At the start of the school year, I received a note home from my fifth grader's school. I had to put together a "disaster kit" for her. Among other things to include (canned tuna, a mylar blanket, band-aids) parents are encouraged to write a reassuring letter to their child in the event of a catastrophe. I sat, stumped, in front of a blank page and mulled over all the unthinkable scenarios that would keep me from my child. I agonized over the right words to say that would be comforting and fortifying. I was coming to the conclusion that there really are no adequate words when I noticed a picture my daughter had drawn of our whole family at the beach on the refrigerator. I turned her drawing over and wrote on the back:

Darling,
If you are reading this instead of seeing me plow through the rubble in the Prius, you are an orphan. Buck up.
Love, Mommy

At this point, it may not seem like this piece is going in the direction of cultivating empathy (though I might have promoting self-efficacy wrapped up) but hang in there for a little more back story. My daughter has been a P.S. ARTS student since second grade, and her drawing is a reminder that she carries the idea of us together and safe even when we're not there. She has learned that she can materialize abstract and complex ideas through art. She has also grown up in a family of artists and gotten used to showing, not telling, through drawings, songs and dances. I know she will read between the lines of my note, look more deeply, and know that I want her to laugh instead of being afraid. I know my irreverent note on the back of her earnest drawing is the perfect representation of our family's humor, optimism and bond -- a far better representation than whatever statement I could have come up with to write -- as well as her own enduring strength in the event she needs it. I'm not saying it's the approach to take with every kid, but it was right for my budding artist. And while I personally needed to find some levity in the act of preparing for the worst, I also felt the global weight and need for better ways to express the unspeakable as the 9/11 ten-year anniversary tributes played in the background that week.
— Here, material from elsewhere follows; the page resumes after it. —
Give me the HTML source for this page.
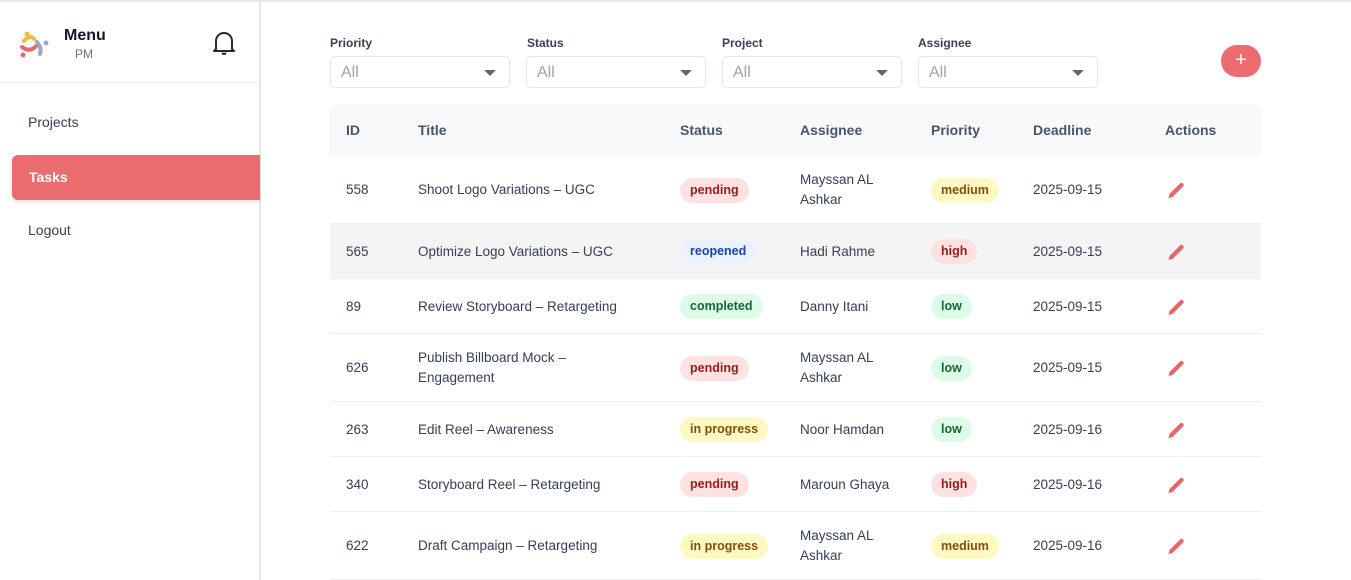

I cried a lot that week, I'm sure along with millions of Americans, and now two months later -- ten years and two months later -- I am only starting to process the collective tragedy. Listening to the family members, seeing the memorials in Boston and New York, and, more than anything, looking at the images and hearing the poems created by children most intensely affected by the attack, I was struck once again by the power of the arts to express our humanity beyond what words can say. It is sharing the art inspired from that day that will continue to help us heal as a nation. It is the art that shows our resilience and captures the depth of the trauma and triumph we experienced. It is the art that will help our children and future generations understand, in a far more profound way than by reading about it in a textbook, the enormity of the historical event.

For the science-driven amongst us, I encourage reading a recent paper on the neuroscience of art and empathy by Create the State convening presenter and prominent researcher dedicated to understanding human creativity, Dr. James Catterall (2011). In it, he presents evidence from a twelve-year longitudinal study supporting the relationship between art and increased pro-social behaviors, such as voluntarism and political engagement, and argues for both a developmental and neurological connection between participation in the arts and empathy.

The visual and performing arts involve representations of human circumstances that convey much of what day to day experience brings -- and often involving extremes of emotion -- with ample opportunity for observers, players, and the artists themselves to engage in self and other understandings.

That same weekend I put together the disaster kit, P.S. ARTS staff led children and families attending the Creative Artists Agency Foundation's 9/11 Day of Service in making a tribute piece in the style of contemporary artist, Jasper Johns. Participating in something that was both restorative and beautiful provided a forum for talking with students about how we can all contribute to honoring our fallen heroes and healing our nation. Children need the arts not only so that the can someday contribute to a thriving economy, but so they can understand at a core level why it is crucial that our society continue to thrive in the first place. They need the arts to deeply comprehend the significance of the events that shape our worldviews. The arts promote a strong sense of purpose, compassion, civic engagement, and cultural pride, and without arts in schools, teachers are at a deficit in helping children reach, as the California ELI team put so succinctly, their full potential.